Il Salva Milano e le tre sfide che ha davanti la città

Articolo pubblicato da Affaritaliani.

Una recente ricerca sulla qualità della vita nelle città italiane ha collocato Milano al primo posto, certificando la tenuta economica e sociale, l’impegno per la sostenibilità ambientale e la capacità di attrazione dell’area metropolitana milanese.
È un risultato importante che, lungi dal farci dire che tutto va bene, riconosce come positive le politiche sul trasporto pubblico e l’ambiente e la capacità della amministrazione a mantenere l’efficacia e la dimensione dei servizi, a partire da quelli sociali, nonostante in questi anni le difficili condizioni in cui - tra tagli e crisi - si trovano ad operare i Comuni.

Questo risultato fa giustizia di due narrazioni negative che vengono diffuse dalle opposizioni e da alcuni media.
La prima è quella che vorrebbe Milano come una realtà in crisi, ripiegata, in cui la qualità della vita sarebbe peggiorata, in cui prevarrebbe la paura e in cui i cittadini sarebbero vessati dalle politiche di contenimento del traffico privato.
L’altra è quella che racconta Milano come una realtà condizionata dalla speculazione edilizia.
Certamente la città si è trasformata in questi anni, le grandi aree dismesse e degradate (erano quasi il 40%) sono diventate non solo e non soprattutto residenze ma sedi universitarie, funzioni pubbliche, servizi di prossimità, opportunità di lavoro, con attenzione al verde e all’ambiente.
Tutto ciò sarebbe incompatibile con la speculazione selvaggia.
Anche il recente intervento legislativo che è stato definito “Salva Milano” non ha nulla a che vedere con la speculazione.
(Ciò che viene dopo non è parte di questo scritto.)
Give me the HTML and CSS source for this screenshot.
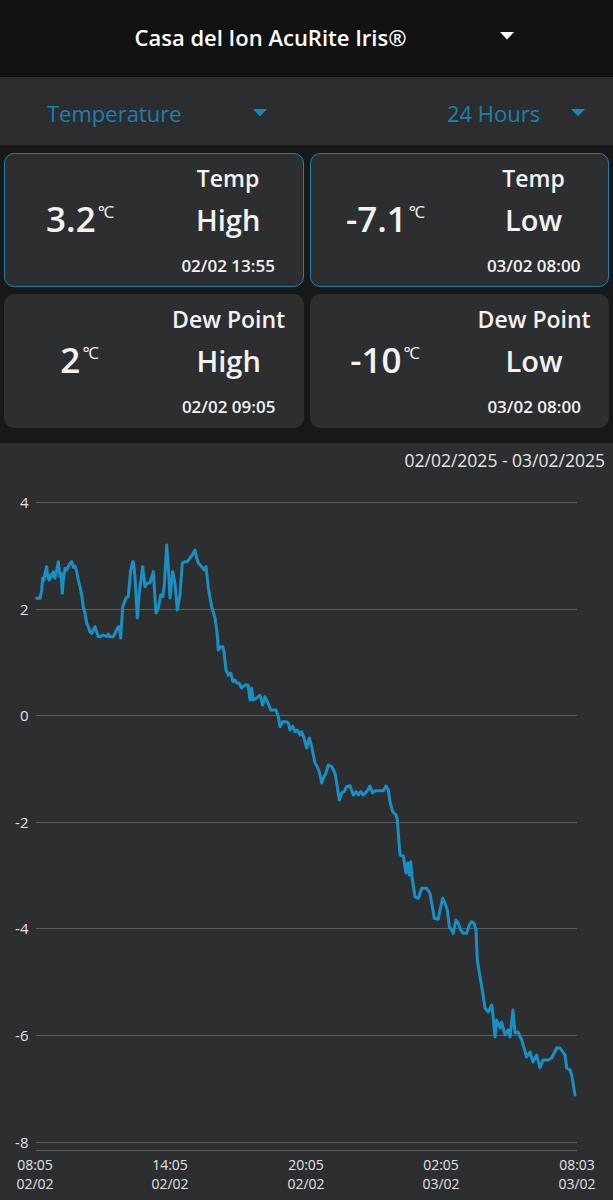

Si tratta, infatti, di una norma che chiarisce semplicemente che, quando si interviene sul costruito (ristrutturandolo o sostituendolo), non sono obbligatori i piani particolareggiati.
Molte città in questi anni hanno operato in questo modo per semplificare e incentivare gli interventi sull’esistente, combattendo il degrado, evitando nuovo consumo di suolo e modernizzando il patrimonio edilizio.
È chiaro che tutto ciò non ha nulla a che vedere con speculazioni e cementificazione.
Quindi va tutto bene e ci si può sedere sugli allori? Certamente no.
Guardando al futuro, il primo grande problema della metropoli milanese è il rischio di espellere dalla città le famiglie con un reddito medio da lavoro dipendente a causa dei costi sempre più alti dell’abitare.
Questa è una delle sfide più importanti da affrontare e la scelta di mettere a disposizione aree comunali e risorse per creare 10mila alloggi a canoni accessibili per chi guadagna tra i 1.200 e i 1.500 euro al mese, insieme a quella di recuperare gli alloggi vuoti nelle case popolari (sistemandoli) vanno nella direzione giusta.
La seconda sfida è quella di approvare, dopo una discussione partecipata, il nuovo PGT investendo su funzioni pubbliche, servizi di prossimità e verde urbano.
Infine, se serve innovare di fronte ai cambiamenti, ciò che va confermata e rafforzata è la scelta di mettere tutte le risorse che l’attrattività economica e la competitività di Milano producono per rafforzare servizi e assistenza e ridurre le diseguaglianze.